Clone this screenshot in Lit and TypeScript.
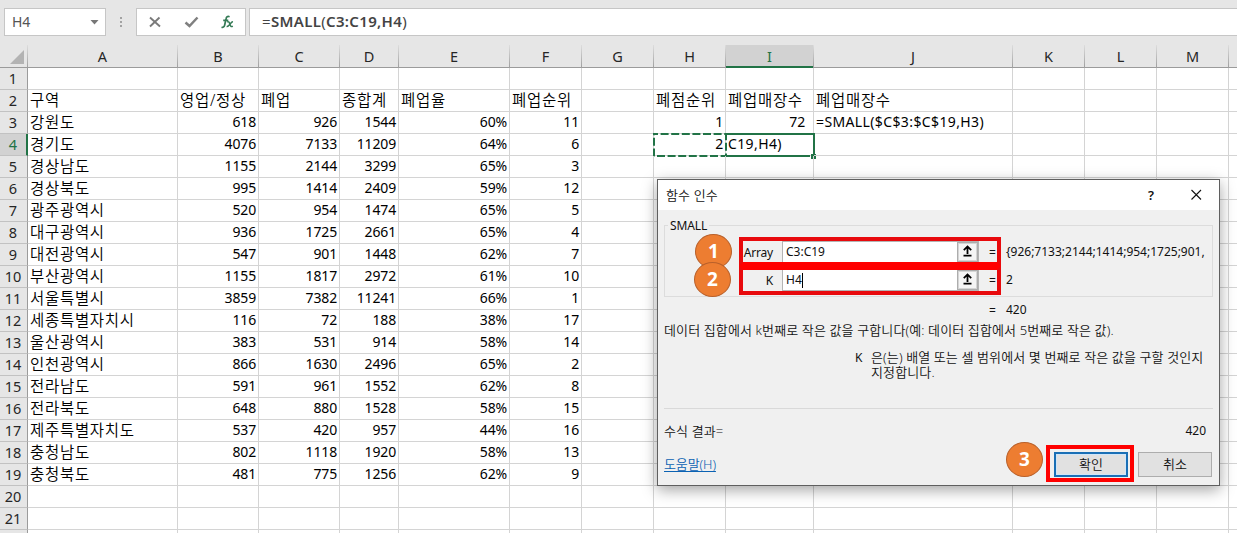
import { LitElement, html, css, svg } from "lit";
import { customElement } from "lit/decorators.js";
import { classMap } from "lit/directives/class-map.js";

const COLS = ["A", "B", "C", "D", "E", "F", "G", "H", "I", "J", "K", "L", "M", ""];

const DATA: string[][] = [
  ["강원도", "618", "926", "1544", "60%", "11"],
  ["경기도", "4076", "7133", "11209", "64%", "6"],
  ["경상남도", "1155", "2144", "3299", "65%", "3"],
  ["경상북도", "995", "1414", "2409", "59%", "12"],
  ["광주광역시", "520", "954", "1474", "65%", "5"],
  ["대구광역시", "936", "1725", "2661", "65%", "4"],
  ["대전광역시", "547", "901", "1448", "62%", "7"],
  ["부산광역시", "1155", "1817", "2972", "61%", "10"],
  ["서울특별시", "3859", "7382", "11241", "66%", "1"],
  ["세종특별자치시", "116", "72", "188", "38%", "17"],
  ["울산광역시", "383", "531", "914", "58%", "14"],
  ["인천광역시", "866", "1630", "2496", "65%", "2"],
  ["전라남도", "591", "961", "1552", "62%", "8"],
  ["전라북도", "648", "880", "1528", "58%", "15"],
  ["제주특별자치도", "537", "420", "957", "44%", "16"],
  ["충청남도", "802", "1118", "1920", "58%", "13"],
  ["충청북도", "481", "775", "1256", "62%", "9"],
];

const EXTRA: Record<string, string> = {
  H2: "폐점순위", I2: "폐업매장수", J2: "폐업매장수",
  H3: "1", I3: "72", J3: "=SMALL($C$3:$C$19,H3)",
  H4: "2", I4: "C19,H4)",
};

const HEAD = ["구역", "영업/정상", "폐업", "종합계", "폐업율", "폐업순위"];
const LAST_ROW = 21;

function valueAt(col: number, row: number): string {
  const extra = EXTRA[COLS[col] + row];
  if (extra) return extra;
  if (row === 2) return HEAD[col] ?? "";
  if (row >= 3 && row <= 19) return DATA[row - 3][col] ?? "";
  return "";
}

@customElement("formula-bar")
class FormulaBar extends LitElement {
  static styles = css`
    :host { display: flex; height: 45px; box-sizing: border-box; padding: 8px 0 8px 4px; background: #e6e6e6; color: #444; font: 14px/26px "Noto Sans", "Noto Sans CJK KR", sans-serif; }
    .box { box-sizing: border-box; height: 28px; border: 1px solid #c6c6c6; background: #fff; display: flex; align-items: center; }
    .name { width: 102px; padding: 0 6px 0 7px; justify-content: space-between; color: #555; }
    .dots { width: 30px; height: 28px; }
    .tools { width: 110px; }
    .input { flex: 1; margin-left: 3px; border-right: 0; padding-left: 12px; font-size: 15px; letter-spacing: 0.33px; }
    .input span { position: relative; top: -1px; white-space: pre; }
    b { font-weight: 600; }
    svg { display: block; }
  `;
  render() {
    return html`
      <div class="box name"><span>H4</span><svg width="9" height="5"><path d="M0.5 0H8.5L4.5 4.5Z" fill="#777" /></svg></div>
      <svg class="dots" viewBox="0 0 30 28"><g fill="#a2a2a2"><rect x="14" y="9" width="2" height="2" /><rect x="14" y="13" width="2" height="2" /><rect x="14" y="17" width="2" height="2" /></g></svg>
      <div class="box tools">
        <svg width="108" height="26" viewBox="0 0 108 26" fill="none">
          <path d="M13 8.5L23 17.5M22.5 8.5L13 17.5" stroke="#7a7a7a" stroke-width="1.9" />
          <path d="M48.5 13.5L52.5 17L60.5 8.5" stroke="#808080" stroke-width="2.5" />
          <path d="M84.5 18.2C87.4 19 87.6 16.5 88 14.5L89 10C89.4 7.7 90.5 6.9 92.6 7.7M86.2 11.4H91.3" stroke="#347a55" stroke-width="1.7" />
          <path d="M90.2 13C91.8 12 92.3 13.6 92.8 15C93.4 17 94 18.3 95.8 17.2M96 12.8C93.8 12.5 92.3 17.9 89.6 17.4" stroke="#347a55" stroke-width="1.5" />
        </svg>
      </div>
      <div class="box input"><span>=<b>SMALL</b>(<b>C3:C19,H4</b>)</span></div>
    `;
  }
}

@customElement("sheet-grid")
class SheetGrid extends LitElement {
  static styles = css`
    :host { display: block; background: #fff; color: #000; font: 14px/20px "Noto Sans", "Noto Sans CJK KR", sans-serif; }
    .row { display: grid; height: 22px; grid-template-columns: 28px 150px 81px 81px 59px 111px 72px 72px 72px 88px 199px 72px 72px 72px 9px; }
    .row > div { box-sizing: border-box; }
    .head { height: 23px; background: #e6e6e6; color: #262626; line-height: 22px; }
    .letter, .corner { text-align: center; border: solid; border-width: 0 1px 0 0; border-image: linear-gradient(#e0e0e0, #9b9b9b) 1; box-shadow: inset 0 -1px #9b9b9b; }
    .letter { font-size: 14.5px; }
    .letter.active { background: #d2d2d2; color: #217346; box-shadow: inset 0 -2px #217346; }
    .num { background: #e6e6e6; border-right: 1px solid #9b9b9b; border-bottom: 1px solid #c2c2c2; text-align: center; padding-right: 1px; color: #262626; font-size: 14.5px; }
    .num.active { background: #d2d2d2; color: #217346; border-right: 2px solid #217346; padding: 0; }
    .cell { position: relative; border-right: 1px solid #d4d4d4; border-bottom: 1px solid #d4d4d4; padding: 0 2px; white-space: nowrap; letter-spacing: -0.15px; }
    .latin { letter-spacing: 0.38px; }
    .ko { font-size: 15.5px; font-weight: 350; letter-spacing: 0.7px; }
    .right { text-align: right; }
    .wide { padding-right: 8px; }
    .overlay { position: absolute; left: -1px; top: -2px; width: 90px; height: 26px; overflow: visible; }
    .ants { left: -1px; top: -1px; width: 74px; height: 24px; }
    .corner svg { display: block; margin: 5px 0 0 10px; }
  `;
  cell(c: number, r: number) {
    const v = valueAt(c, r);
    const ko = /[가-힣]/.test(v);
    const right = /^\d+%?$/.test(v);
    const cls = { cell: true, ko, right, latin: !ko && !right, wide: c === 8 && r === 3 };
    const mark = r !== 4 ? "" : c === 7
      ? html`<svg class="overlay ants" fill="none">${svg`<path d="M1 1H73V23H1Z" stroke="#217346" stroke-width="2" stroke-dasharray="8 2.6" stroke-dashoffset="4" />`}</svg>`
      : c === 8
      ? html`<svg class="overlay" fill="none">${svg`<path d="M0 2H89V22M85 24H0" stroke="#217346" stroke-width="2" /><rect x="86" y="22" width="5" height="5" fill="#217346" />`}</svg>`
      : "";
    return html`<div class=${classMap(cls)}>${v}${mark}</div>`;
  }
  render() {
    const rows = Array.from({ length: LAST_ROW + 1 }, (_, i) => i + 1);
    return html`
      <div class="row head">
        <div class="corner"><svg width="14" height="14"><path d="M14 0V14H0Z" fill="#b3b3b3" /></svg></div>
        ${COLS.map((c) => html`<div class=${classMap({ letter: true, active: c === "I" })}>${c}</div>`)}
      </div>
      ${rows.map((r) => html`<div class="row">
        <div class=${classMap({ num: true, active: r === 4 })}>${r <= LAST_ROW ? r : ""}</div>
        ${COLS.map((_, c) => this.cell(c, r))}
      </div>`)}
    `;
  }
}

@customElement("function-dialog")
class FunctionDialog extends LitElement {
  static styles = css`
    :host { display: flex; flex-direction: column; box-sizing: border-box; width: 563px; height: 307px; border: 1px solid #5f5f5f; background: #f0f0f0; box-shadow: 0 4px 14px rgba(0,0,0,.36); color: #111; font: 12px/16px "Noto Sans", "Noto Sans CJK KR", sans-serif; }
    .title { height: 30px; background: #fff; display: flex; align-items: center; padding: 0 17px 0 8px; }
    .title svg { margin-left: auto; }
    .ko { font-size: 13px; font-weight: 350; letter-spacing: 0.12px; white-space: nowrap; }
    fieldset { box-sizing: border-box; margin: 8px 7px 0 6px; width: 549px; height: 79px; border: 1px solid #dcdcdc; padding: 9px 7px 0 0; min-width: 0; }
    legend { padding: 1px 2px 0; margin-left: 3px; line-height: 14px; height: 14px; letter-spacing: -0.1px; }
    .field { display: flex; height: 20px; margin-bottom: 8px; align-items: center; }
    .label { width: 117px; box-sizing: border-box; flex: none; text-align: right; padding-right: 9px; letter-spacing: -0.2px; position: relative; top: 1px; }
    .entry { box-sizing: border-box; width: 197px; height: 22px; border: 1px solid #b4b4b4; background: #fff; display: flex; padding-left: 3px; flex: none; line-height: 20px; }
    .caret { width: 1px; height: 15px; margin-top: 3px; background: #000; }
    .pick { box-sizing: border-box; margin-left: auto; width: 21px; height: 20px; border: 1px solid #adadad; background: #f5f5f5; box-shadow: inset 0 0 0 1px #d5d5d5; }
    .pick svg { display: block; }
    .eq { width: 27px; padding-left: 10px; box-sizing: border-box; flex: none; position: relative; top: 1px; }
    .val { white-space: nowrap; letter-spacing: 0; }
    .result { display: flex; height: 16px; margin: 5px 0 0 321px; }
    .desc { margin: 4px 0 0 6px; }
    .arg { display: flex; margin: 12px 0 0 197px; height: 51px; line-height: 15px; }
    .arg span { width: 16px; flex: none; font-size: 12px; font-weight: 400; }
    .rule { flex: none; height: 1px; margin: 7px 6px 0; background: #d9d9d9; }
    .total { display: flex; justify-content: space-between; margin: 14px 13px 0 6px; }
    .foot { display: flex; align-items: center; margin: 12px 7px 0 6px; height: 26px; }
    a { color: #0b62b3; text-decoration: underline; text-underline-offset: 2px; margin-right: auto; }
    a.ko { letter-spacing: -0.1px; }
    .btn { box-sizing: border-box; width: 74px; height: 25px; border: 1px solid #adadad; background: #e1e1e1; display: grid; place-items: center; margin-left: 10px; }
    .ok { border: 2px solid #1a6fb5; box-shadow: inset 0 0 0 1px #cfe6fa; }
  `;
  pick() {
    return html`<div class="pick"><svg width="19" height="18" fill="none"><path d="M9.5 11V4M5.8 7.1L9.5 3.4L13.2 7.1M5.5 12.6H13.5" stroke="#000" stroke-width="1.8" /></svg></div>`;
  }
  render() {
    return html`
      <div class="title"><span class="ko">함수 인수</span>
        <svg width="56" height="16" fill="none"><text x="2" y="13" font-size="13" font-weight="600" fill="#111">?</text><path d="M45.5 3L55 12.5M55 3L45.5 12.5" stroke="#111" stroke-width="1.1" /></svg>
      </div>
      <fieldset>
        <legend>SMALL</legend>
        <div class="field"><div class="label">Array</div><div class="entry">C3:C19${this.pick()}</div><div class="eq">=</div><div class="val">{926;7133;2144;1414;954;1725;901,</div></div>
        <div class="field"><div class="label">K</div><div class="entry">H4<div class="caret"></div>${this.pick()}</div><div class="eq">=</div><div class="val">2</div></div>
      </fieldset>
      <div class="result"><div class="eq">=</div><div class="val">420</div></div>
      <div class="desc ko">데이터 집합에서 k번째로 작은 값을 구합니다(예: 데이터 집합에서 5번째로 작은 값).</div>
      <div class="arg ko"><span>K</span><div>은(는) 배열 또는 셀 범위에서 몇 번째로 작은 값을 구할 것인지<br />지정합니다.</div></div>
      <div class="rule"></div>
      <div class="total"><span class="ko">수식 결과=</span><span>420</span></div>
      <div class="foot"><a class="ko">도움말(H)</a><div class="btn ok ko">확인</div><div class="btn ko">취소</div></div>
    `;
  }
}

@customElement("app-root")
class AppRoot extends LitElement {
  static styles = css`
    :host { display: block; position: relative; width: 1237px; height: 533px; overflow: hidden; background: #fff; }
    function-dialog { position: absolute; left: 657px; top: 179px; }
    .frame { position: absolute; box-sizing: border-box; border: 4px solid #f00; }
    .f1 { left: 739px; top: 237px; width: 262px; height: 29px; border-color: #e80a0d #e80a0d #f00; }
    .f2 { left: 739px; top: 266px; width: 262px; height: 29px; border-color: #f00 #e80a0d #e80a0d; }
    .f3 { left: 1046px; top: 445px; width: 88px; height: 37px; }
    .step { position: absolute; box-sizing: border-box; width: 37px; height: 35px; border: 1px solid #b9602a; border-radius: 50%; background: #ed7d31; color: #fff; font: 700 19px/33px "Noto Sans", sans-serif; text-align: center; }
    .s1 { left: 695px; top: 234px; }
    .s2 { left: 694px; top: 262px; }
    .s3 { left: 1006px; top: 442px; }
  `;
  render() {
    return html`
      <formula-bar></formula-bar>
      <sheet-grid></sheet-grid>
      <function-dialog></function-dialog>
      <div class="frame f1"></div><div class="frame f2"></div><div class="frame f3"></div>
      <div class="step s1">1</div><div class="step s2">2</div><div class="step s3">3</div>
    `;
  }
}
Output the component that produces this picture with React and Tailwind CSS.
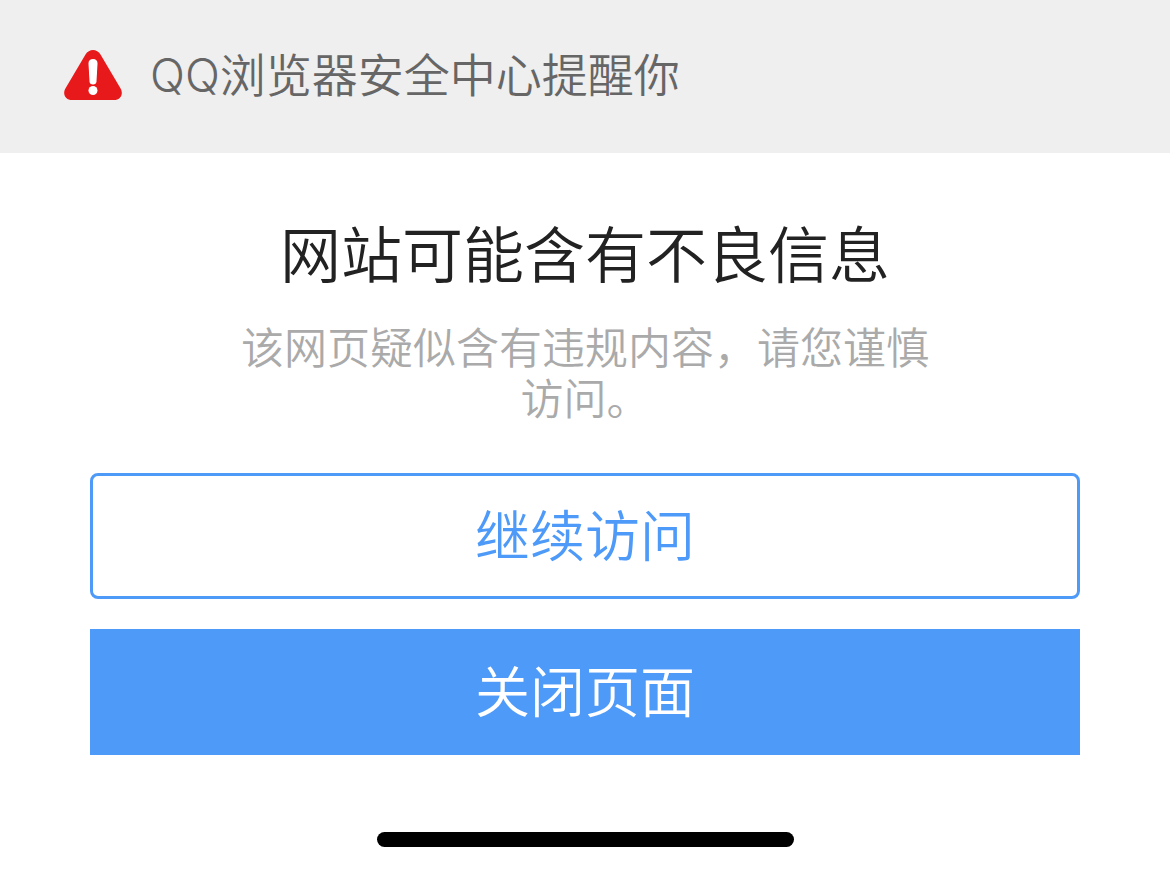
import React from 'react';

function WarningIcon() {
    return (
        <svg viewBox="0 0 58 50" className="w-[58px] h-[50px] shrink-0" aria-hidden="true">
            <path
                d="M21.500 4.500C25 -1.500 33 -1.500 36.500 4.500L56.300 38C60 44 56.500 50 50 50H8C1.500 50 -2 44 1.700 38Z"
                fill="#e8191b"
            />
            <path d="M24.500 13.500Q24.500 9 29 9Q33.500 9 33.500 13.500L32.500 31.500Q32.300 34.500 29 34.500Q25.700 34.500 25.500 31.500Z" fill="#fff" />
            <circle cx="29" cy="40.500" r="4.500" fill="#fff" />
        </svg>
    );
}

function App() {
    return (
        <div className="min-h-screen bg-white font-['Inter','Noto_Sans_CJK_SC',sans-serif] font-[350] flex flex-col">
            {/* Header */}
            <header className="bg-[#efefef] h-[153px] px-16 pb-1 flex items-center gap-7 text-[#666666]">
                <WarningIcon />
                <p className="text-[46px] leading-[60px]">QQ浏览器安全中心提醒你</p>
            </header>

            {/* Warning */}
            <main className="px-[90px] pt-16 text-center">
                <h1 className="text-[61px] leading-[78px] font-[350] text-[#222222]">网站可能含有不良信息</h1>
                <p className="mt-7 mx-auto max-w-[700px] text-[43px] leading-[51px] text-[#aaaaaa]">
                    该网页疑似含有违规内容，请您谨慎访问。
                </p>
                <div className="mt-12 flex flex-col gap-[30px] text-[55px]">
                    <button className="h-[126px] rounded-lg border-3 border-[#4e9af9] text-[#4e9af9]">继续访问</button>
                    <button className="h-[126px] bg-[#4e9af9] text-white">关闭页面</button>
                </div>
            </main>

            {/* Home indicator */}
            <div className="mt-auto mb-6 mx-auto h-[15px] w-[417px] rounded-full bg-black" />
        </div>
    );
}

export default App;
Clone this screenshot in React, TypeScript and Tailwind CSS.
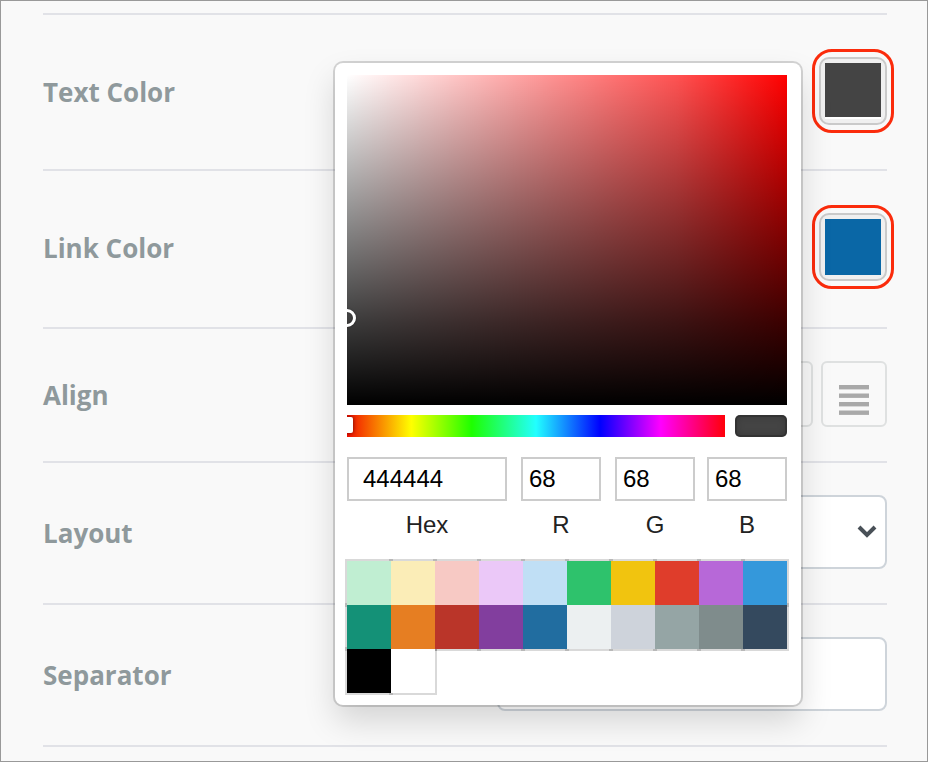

━━━━━━━━━━━━━━━━━━━━

Required task:
Where a line in the entries holds "TypeScript", copy that line.

Task output:
Clone this screenshot in Lit and TypeScript.
Clone this screenshot in React, TypeScript and Tailwind CSS.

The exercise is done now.